Volevo intitolare questo post “sulla memoria e non solo” e parlare della piccola storia ignobile che sta coinvolgendo l’attuale amministrazione comunale, ma poi ho pensato che per quel tipo di commento ci voleva qualcosa di separato.
Per cui eccomi, a cercare, oggi, semplicemente di fare memoria, come se fosse una cosa semplice, che infatti non è.
Dunque, ogni 27 gennaio si ricorda l’apertura dei cancelli di Auschwitz, e il fatto che il mio telefono scriva in automatico la parola Auschwitz dopo la frase apertura dei cancelli di… racconta già un poco quanto non tanto quell’evento, ma la Shoah e lo sterminio di Rom, omosessuali, testimoni di Geova, persone con disabilità, avversari politici segnano un punto indelebile nella storia del Novecento e oltre.
Ho cercato a lungo le parole per parlare ai ragazzi, del giorno della memoria.
Ho cercato autori tedeschi, ebrei, italiani, riaperto con commozione Primo Levi e Calamandrei.

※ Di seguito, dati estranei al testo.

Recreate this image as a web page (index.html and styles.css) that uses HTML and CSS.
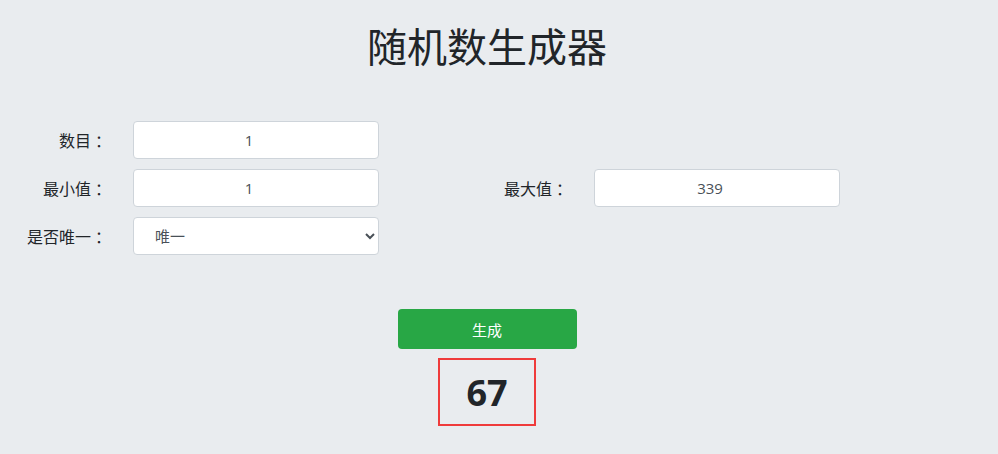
FILE: index.html
```html
<!DOCTYPE html>
<html lang="zh-CN">
<head>
    <meta charset="UTF-8">
    <meta name="viewport" content="width=device-width, initial-scale=1.0">
    <title>随机数生成器</title>
    <link rel="stylesheet" href="styles.css">
</head>
<body>
    <div class="page">
        <h1>随机数生成器</h1>

        <div class="form-grid">
            <label class="label" for="count">数目<span class="colon">：</span></label>
            <input class="field" id="count" type="text" value="1">
            <span></span>
            <span></span>
            <span></span>

            <label class="label" for="min">最小值<span class="colon">：</span></label>
            <input class="field" id="min" type="text" value="1">
            <span></span>
            <label class="label" for="max">最大值<span class="colon">：</span></label>
            <input class="field" id="max" type="text" value="339">

            <label class="label" for="unique">是否唯一<span class="colon">：</span></label>
            <select class="field select" id="unique">
                <option>唯一</option>
                <option>不唯一</option>
            </select>
        </div>

        <div class="actions">
            <button class="btn-generate" onclick="generate()">生成</button>
            <div class="result" id="result">67</div>
        </div>
    </div>

    <script>
        function generate() {
            const count = parseInt(document.getElementById('count').value) || 1;
            const min = parseInt(document.getElementById('min').value) || 0;
            const max = parseInt(document.getElementById('max').value) || 0;
            const nums = [];
            for (let i = 0; i < count; i++) {
                nums.push(Math.floor(Math.random() * (max - min + 1)) + min);
            }
            document.getElementById('result').textContent = nums.join(', ');
        }
    </script>
</body>
</html>
```

FILE: styles.css
```css
body {
    margin: 0;
    background-color: #e9ecef;
    color: #212529;
    font-family: "Open Sans", "Noto Sans CJK SC", sans-serif;
}
.page {
    width: 974px;
}
h1 {
    margin: 0;
    padding-top: 20px;
    text-align: center;
    font-size: 40px;
    font-weight: 400;
    line-height: 54px;
    color: #212529;
}
.form-grid {
    display: grid;
    grid-template-columns: 133px 246px 82px 133px 246px;
    grid-auto-rows: 38px;
    row-gap: 10px;
    margin-top: 47px;
}
.label {
    display: flex;
    align-items: center;
    justify-content: flex-end;
    padding-right: 22px;
    font-family: "Noto Sans CJK SC", sans-serif;
    font-size: 16px;
    color: #212529;
}
.label .colon {
    margin-left: 4px;
}
.field {
    box-sizing: border-box;
    height: 38px;
    padding: 0 14px 0 0;
    border: 1px solid #ced4da;
    border-radius: 4px;
    background-color: #fff;
    color: #495057;
    font-family: "Open Sans", "Noto Sans CJK SC", sans-serif;
    font-size: 15px;
    text-align: center;
}
.select {
    text-align: left;
    padding: 0 8px 0 17px;
}
.actions {
    display: flex;
    flex-direction: column;
    align-items: center;
    gap: 9px;
    margin-top: 54px;
}
.btn-generate {
    width: 179px;
    height: 40px;
    border: none;
    border-radius: 4px;
    background-color: #28a745;
    color: #fff;
    font-family: "Open Sans", "Noto Sans CJK SC", sans-serif;
    font-size: 15px;
    cursor: pointer;
}
.btn-generate:hover {
    background-color: #218838;
}
.result {
    box-sizing: border-box;
    min-width: 98px;
    height: 68px;
    padding: 0 24px;
    border: 2px solid #ef3b3b;
    display: flex;
    align-items: center;
    justify-content: center;
    font-size: 36px;
    font-weight: 700;
    color: #212529;
}
```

E credo che alla fine cercherò di parlare loro degli allontanati dalla scuola, degli espulsi dalle leggi razziali, delle bambine e dei bambini, delle ragazze e dei ragazzi, prima tolti dallo studio, poi reificati, e infine uccisi secondo un piano lucido quanto abominevole.
La scuola come primo posto dove dividere.
La scuola come diritto negato.
La scuola negata come l’inizio della fine.
Un giorno vai a scuola, il giorno dopo non ne hai più diritto.
Non sei un essere umano al pari dei tuoi compagni.
Sei diverso, solo, isolato, e c’è una legge che lo dice, è giusto così, dice la legge, è giusto così dice la gente, è giusto così dicono i compagni.
Quando stavo in Germania la domanda che attanagliava le coscienze era come abbiamo potuto lasciare che accadesse.
Ecco la chiave.
Lasciare che accada.
Lasciare che sia accaduto.
Lasciare che accada di nuovo.
Per questo la memoria.
Per questo il 27 gennaio.
Per questo non si tratta di un gioco di pedine.
Per questo si tratta di civiltà.
Sindaco.
In Germania si pongono il problema. E qui?